**THE RECORDS:**
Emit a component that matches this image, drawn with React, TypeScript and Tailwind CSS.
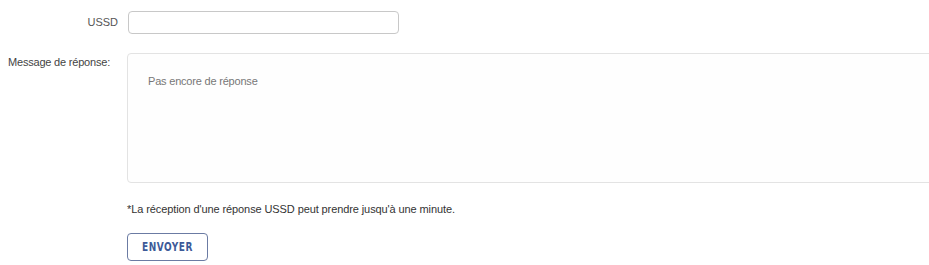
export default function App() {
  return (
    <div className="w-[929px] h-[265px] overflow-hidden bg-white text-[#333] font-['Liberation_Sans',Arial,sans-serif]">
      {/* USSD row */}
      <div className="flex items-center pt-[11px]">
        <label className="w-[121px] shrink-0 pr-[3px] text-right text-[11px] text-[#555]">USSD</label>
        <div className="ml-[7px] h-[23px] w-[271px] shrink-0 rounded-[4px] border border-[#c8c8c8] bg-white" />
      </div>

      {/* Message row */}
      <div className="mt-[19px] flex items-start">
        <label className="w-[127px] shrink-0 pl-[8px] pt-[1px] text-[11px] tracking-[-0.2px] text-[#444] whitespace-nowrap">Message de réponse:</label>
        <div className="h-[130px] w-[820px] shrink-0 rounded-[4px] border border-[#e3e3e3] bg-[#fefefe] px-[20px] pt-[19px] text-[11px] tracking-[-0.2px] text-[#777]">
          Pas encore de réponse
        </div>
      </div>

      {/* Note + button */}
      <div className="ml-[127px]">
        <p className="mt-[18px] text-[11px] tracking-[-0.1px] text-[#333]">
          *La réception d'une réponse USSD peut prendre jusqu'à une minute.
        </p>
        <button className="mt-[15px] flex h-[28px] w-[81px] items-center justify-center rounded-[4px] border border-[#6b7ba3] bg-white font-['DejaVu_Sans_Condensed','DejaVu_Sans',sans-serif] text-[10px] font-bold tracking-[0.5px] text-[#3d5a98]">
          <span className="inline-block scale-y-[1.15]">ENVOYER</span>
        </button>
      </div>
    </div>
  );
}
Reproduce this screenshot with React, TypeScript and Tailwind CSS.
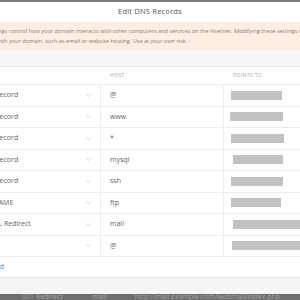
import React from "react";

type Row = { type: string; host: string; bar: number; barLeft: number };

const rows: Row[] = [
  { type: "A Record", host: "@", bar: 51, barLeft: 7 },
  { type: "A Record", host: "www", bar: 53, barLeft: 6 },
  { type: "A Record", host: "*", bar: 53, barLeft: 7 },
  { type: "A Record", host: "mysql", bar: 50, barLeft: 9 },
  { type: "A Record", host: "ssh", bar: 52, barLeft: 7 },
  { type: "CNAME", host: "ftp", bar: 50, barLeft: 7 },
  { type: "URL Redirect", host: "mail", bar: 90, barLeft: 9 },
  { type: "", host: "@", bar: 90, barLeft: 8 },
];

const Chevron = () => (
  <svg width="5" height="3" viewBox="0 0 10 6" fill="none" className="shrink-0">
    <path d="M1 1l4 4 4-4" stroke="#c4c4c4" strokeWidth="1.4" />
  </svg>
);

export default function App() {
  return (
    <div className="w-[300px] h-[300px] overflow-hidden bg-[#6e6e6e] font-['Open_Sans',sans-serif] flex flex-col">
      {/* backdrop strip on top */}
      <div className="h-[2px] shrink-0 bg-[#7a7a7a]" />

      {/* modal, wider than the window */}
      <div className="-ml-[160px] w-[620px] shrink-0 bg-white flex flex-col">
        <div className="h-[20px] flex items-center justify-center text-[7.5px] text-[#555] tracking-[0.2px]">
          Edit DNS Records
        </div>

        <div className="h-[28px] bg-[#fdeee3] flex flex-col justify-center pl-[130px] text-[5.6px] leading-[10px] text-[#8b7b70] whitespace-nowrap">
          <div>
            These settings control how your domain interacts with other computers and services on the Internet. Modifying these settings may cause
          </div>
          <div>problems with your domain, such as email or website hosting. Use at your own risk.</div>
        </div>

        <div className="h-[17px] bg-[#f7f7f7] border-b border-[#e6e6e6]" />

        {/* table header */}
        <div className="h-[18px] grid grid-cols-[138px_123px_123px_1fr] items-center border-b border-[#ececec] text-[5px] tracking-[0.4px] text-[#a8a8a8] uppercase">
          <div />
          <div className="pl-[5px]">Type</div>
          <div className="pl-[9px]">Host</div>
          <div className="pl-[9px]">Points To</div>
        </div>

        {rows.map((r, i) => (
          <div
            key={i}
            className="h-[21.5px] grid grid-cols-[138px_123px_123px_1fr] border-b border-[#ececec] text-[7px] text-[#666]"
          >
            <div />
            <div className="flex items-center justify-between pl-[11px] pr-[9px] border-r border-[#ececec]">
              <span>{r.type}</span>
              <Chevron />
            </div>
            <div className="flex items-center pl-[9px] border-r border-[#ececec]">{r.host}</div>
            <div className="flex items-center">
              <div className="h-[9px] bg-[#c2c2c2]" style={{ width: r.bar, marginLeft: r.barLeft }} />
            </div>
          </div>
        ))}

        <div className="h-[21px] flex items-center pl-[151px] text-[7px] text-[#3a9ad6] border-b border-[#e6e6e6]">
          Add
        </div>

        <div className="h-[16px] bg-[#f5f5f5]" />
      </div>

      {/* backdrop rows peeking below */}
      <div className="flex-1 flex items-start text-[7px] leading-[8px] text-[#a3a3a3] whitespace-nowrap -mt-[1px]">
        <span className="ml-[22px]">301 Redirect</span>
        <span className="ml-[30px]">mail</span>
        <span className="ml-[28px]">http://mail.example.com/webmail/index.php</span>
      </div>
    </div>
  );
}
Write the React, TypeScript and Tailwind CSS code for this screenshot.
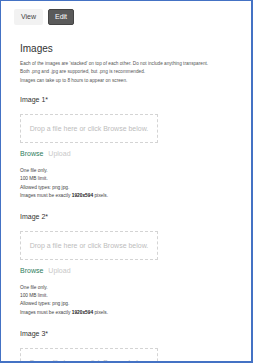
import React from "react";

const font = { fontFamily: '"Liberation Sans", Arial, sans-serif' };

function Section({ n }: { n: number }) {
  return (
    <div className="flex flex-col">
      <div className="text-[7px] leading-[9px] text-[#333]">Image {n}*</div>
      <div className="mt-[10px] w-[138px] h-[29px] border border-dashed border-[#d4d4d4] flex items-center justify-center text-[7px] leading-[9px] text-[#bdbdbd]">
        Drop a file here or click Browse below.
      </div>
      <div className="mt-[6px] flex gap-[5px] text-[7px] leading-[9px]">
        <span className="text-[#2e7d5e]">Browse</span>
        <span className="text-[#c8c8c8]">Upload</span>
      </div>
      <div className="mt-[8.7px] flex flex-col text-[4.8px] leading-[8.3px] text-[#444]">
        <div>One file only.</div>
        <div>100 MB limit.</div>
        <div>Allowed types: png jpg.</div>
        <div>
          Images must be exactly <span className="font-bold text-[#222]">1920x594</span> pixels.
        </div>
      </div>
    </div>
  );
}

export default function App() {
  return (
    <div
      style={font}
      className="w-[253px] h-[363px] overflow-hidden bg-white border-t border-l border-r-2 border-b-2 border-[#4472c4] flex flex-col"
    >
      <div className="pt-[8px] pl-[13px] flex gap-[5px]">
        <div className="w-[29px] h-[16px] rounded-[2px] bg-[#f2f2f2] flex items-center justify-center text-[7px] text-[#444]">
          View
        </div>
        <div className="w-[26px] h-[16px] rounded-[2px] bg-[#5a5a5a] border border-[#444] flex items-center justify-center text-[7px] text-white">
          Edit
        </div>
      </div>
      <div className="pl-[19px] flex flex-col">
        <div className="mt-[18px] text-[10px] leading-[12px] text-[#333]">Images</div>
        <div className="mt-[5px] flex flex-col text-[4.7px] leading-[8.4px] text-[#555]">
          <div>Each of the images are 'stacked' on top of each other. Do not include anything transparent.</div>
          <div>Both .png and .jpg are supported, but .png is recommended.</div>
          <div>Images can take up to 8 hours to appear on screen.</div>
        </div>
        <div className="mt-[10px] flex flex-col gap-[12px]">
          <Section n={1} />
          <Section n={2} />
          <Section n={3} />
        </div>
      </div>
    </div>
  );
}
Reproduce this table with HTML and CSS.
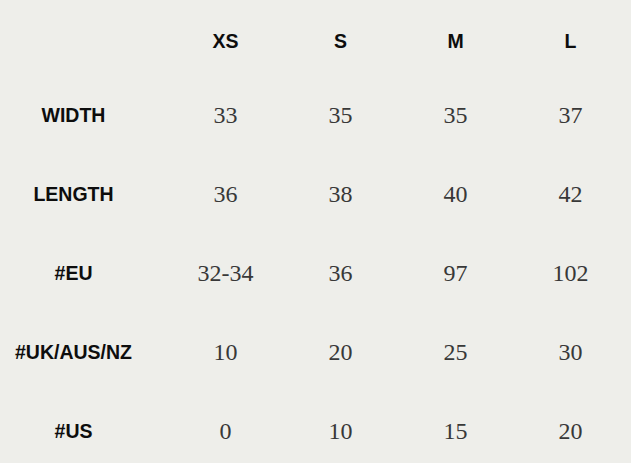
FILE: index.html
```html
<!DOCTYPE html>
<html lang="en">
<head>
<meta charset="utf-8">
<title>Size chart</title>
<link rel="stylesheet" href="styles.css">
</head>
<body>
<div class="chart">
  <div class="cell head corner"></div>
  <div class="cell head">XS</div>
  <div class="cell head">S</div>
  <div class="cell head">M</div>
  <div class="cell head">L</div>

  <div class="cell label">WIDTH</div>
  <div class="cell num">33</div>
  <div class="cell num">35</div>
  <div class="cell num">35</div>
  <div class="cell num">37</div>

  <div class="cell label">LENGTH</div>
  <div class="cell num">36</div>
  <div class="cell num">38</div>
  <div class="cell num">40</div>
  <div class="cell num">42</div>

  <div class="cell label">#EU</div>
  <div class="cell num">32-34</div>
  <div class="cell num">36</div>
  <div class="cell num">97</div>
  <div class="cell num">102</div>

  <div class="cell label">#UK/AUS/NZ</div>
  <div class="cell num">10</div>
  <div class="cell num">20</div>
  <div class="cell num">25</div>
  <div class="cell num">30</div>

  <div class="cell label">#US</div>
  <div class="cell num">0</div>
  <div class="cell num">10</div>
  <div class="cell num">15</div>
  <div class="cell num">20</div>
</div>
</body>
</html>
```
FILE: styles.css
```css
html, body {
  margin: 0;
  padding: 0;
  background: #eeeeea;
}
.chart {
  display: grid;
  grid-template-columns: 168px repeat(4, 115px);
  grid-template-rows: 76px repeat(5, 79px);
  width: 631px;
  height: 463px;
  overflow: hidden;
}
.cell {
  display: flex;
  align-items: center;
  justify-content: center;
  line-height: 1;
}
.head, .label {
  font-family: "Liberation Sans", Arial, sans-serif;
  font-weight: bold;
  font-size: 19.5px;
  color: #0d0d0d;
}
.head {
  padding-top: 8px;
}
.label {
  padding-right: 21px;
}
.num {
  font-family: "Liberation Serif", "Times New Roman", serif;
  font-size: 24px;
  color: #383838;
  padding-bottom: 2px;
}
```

**TASK STATEMENT:** In the lines above, locate the string "with". Copy every line where it occurs.

**EXERCISE ANSWER:**
Emit a component that matches this image, drawn with React, TypeScript and Tailwind CSS.
Reproduce this screenshot with React, TypeScript and Tailwind CSS.
            These settings control how your domain interacts with other computers and services on the Internet. Modifying these settings may cause
          <div>problems with your domain, such as email or website hosting. Use at your own risk.</div>
Reproduce this table with HTML and CSS.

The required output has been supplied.